Dans le cas présent, le gouvernement fédéral avait déjà utilisé ses pouvoirs législatifs en inscrivant un frein à loyers dans le BGB. Selon la Cour de Karlsruhe, le plafonnement des loyers de Berlin règlemente essentiellement les mêmes situations que le frein à loyers mais intervient en outre davantage dans la liberté contractuelle des locataires et des propriétaires que la loi fédérale.
La cour stipule que : « En outre, le paragraphe 556 ff. du BGB n’englobe aucune condition pour de nouvelles législations, autorisant des clauses ou des dispositions qui permettraient aux Länder d’adopter leurs propres dispositions pour règlementer les loyers. »
et
« Étant donné que le législateur fédéral a exercé ses dispositions législatives concurrentes de façon décisive, au moins par rapport à la détermination du loyer maximum permissible pour les logements non-publics, les Länder ne peuvent adopter de législations à cet égard (Art. 72(1) GG).”
La Chambre des Représentants de Berlin ne possédait pas la compétence nécessaire pour adopter la Loi relative au plafonnement des loyers de Berlin.
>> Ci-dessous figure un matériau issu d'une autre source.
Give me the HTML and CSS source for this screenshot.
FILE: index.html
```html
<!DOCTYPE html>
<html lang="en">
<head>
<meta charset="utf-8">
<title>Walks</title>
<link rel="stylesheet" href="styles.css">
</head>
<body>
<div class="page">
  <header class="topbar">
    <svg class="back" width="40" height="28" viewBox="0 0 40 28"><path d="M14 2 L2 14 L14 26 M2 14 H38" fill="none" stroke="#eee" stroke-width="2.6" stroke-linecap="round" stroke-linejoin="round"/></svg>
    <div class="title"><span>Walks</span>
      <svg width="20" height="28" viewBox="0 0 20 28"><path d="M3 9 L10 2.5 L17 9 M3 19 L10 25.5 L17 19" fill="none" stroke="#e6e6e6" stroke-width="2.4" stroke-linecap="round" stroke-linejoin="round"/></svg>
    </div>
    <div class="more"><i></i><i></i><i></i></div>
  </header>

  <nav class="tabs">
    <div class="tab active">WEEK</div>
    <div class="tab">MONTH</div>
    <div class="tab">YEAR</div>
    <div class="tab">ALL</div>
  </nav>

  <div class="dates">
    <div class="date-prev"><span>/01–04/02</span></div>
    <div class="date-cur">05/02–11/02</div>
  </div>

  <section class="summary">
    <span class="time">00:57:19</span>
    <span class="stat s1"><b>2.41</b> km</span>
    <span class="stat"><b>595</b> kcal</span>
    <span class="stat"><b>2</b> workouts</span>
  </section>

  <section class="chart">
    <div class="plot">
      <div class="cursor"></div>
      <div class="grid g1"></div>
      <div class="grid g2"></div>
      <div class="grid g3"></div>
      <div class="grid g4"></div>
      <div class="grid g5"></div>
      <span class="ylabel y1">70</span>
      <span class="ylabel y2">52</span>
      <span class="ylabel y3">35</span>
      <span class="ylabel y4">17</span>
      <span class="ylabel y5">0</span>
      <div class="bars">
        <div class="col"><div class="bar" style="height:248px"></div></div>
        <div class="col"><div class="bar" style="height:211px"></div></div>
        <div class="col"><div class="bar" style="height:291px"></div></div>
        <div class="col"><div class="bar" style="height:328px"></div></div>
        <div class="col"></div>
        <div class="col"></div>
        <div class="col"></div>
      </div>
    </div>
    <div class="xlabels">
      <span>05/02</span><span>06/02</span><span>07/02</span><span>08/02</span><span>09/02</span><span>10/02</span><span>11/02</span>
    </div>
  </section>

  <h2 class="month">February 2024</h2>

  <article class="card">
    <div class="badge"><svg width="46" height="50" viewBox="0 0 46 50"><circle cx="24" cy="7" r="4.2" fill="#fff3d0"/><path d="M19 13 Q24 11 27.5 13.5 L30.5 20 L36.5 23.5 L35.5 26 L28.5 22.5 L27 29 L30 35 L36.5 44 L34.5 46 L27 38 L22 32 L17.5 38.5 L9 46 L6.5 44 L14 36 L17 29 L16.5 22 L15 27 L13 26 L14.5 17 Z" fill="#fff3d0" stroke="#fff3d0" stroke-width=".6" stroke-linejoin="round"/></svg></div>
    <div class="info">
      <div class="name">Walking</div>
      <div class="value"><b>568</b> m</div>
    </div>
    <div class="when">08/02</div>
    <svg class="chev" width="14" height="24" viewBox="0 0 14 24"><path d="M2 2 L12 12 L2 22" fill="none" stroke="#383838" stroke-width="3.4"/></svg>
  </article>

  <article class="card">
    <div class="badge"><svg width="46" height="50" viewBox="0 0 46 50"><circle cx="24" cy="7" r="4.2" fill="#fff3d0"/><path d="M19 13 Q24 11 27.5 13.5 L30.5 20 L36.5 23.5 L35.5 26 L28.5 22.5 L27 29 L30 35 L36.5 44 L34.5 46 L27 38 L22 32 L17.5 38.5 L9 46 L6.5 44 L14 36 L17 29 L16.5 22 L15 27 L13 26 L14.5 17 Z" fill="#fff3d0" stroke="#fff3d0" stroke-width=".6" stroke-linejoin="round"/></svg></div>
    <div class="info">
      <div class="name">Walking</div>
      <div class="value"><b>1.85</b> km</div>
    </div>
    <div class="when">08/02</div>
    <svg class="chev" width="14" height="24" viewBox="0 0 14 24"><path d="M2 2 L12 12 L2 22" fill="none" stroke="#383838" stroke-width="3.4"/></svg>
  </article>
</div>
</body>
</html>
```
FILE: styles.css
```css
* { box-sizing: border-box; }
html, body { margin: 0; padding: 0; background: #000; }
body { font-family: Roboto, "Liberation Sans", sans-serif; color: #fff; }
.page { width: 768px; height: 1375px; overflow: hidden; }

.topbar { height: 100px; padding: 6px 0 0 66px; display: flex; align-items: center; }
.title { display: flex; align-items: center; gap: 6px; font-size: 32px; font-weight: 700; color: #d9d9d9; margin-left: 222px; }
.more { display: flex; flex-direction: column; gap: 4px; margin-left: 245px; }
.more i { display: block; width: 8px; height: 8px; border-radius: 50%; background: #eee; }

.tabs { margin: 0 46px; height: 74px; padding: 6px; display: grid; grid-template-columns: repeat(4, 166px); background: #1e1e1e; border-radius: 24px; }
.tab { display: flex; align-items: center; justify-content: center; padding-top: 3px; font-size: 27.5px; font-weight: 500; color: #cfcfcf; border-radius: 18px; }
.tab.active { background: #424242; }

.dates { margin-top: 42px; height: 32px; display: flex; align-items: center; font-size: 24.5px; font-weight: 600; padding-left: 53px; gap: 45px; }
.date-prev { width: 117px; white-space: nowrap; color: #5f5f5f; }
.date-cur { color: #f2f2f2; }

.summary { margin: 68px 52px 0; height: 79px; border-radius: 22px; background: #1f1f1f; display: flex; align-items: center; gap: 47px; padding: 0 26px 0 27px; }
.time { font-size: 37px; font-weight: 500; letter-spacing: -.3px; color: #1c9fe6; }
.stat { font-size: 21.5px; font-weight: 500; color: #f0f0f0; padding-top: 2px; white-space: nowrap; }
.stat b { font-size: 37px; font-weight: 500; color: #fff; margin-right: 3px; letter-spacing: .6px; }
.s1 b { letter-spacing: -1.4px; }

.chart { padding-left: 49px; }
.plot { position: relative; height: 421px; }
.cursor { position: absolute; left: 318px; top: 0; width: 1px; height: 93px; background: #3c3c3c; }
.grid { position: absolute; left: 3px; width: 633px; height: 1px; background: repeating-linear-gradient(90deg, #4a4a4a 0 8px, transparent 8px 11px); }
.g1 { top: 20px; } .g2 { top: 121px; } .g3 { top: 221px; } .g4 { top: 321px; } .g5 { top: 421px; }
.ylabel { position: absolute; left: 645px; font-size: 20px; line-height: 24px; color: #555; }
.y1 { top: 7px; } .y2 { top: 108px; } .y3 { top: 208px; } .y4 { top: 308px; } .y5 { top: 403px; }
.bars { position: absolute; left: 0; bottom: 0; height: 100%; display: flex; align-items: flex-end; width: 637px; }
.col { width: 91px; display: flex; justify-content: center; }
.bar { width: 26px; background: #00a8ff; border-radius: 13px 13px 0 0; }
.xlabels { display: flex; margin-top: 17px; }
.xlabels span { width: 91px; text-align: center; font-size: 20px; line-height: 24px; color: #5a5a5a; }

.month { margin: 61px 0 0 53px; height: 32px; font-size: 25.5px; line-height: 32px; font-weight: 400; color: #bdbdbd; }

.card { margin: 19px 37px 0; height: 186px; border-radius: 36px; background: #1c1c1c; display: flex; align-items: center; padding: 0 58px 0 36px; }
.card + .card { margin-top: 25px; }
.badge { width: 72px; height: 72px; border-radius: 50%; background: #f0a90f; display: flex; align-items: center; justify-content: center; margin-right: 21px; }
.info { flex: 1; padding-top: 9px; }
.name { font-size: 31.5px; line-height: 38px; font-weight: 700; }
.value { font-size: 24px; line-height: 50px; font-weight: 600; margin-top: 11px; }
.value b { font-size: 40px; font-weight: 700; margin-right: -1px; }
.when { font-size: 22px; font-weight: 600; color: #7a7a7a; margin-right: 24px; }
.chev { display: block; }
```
Plusieurs commentaires ont estimé que ce jugement était conservateur, s’agissant notamment des conséquences pour les locataires et les propriétaires et son avis sur l’ordre constitutionnel des compétences.[4] Toutefois, le jugement ne révise pas complètement le plafonnement des loyers. Les politiciens allemands et les organisations de la société civile demandent maintenant un plafonnement des loyers au niveau fédéral. Il est impossible de prédire la façon dont la Cour constitutionnelle allemande évaluerait un plafonnement fédéral des loyers, dans la mesure où le présent jugement n’aborde que le niveau compétent pour adopter une telle législation.[5]
Les locataires concernés pourraient être confrontés à des obligations de paiement considérables. La Cour a annulé le plafonnement des loyers rétroactivement et les propriétaires peuvent dès lors demander des paiements depuis février 2020, date à laquelle le plafonnement des loyers est entré en vigueur jusqu’à la date du présent jugement.[6]
Le jugement est pour le moment disponible en allemand uniquement.
Le communiqué de presse est disponible en anglais.